SA has never met an environmental horror story that it doesn't believe. Fracking, per SA, pollutes well water, turns tap water into a flammable substance, creates a "chemical cocktail of radioactivity," causes something called "vibro-acoustic disease," is responsible for subsidence, which in turn leads to volatile organic compounds, and it requires sand quarrying, which leads to tailings and water pollution. Etc. That's not to mention the earthquakes. Oh, and it kills songbirds.
Much of this list is just plain nonsense, and all of it grossly exaggerates reality. Fracking is a $200 billion business today, and growing fast. We've been doing it for 20+ years. People know how to do it right. Everything in life is a tradeoff, and fracking is no exception. There are hazards, but containing and minimizing those hazards is just not that hard or expensive. Properly constructing the wellhead will minimize leaks into the ground water. Correct preparation of the fracking fluid will save money and preserve the environment. And so forth. Fracking is less dangerous or destructive than most other mining activities.. SA hopes to win the argument by making utterly incredible claims that no knowledgeable person can believe. This tactic won't be successful.
But here is the real problem: while SA hugely exaggerates the cost of fracking, they all but ignore any of the benefits. From the article, the ONLY benefit of fracking is to enrich the oil and gas companies. And apparently not even that: "Much of the investment is only on paper, with one-quarter of the reserve growth coming through mergers and acquisitions and massive share repurchases by the majors, giving the illusion of profitability. In other words, the industry is thriving on fake growth, much like the financial markets." How can something in which no real money is being invested be so disruptive of the environment?
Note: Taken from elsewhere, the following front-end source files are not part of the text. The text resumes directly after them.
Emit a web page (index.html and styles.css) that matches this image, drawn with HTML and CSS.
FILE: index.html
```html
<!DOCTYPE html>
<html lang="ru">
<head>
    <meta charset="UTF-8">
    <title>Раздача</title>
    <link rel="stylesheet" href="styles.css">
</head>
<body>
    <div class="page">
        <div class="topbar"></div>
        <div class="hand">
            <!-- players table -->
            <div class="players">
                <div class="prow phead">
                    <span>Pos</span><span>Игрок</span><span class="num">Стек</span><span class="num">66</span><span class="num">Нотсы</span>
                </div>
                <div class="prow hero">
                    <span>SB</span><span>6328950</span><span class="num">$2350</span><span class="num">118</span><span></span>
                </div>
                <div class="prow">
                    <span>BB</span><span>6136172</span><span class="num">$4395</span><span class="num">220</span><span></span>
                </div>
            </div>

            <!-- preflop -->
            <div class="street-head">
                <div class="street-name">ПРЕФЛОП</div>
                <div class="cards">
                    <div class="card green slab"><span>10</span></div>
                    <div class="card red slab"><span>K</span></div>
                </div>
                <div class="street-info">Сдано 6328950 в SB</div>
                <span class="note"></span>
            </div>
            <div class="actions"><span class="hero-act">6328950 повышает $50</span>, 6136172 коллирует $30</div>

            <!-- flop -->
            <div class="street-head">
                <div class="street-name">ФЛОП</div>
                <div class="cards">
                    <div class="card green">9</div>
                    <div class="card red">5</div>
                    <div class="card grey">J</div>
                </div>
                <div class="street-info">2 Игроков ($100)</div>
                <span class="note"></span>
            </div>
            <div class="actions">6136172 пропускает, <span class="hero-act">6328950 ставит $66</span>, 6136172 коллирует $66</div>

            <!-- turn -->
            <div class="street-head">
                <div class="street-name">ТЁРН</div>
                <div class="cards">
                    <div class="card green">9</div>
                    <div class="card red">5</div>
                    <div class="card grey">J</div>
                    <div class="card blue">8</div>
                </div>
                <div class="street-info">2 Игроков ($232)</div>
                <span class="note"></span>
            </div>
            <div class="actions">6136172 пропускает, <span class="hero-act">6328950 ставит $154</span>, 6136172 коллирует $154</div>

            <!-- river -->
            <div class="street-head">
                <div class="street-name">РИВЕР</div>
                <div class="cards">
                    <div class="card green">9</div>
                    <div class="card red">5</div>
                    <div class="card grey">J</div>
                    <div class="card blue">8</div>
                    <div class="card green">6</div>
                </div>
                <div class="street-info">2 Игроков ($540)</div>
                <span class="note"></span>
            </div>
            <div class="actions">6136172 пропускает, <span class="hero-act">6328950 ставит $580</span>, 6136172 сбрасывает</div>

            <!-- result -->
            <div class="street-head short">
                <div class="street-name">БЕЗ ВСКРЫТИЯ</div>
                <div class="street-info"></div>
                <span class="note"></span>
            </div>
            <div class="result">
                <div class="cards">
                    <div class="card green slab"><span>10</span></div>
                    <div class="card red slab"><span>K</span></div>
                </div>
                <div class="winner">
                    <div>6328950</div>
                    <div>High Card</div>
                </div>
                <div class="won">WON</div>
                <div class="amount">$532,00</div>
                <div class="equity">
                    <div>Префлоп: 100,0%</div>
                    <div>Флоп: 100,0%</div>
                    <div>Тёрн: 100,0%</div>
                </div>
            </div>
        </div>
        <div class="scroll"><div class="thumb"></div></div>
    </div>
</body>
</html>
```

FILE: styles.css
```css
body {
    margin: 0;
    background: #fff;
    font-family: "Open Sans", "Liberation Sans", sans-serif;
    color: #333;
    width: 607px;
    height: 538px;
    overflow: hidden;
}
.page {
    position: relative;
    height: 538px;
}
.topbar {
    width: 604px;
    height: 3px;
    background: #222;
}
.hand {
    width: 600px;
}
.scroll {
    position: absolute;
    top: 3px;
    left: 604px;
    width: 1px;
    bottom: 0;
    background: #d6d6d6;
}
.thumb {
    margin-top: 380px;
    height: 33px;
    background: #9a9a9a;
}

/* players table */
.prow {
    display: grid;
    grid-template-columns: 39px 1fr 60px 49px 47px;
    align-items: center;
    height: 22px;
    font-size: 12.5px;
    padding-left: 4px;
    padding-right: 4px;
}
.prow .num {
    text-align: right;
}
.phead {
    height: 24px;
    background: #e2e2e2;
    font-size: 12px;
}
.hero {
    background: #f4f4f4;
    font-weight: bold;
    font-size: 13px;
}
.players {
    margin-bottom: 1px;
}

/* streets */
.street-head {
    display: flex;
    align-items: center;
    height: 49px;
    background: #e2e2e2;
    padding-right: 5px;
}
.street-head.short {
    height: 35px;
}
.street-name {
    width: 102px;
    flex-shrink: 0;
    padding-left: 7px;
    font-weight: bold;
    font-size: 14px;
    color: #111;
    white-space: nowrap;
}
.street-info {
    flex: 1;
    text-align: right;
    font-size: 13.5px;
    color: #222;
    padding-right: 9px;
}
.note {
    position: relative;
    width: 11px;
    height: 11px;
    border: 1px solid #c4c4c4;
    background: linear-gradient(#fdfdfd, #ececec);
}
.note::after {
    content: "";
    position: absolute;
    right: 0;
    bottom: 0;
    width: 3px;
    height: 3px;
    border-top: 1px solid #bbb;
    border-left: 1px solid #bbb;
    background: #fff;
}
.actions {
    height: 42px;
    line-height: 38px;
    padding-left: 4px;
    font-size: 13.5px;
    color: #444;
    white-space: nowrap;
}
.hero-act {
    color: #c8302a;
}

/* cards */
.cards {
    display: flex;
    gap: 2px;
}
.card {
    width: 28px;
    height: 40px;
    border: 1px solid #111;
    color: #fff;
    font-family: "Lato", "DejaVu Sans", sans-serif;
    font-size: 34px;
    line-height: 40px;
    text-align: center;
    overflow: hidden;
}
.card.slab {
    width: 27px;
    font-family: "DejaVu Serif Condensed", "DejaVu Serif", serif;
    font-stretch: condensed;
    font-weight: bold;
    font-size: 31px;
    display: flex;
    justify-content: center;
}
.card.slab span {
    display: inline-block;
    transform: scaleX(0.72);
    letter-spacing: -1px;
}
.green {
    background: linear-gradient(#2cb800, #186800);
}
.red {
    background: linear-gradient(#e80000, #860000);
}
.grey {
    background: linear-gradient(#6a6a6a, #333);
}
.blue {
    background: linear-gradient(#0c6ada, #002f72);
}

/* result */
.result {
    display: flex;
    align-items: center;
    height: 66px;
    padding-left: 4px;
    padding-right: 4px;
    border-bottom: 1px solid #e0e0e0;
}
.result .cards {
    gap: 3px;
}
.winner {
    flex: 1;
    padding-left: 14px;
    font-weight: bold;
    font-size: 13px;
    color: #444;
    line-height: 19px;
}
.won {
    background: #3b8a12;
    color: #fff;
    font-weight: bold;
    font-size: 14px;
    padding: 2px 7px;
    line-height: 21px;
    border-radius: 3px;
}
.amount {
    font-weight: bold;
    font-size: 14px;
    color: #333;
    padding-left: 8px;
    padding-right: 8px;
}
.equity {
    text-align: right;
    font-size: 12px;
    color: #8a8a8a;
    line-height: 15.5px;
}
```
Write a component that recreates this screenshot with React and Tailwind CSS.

And are the gas companies really so dumb to put money down a rat hole, for no reason other than to make the Greenies mad? No--it's silly all the way round.
Of course the main beneficiaries are not the gas companies. The main beneficiaries--if I get my way--will be the eight million people living in New York City. All of those people will have cheaper electricity, better jobs, and a higher standard of living because of fracking.
Let my people go and get rich. Down with poverty.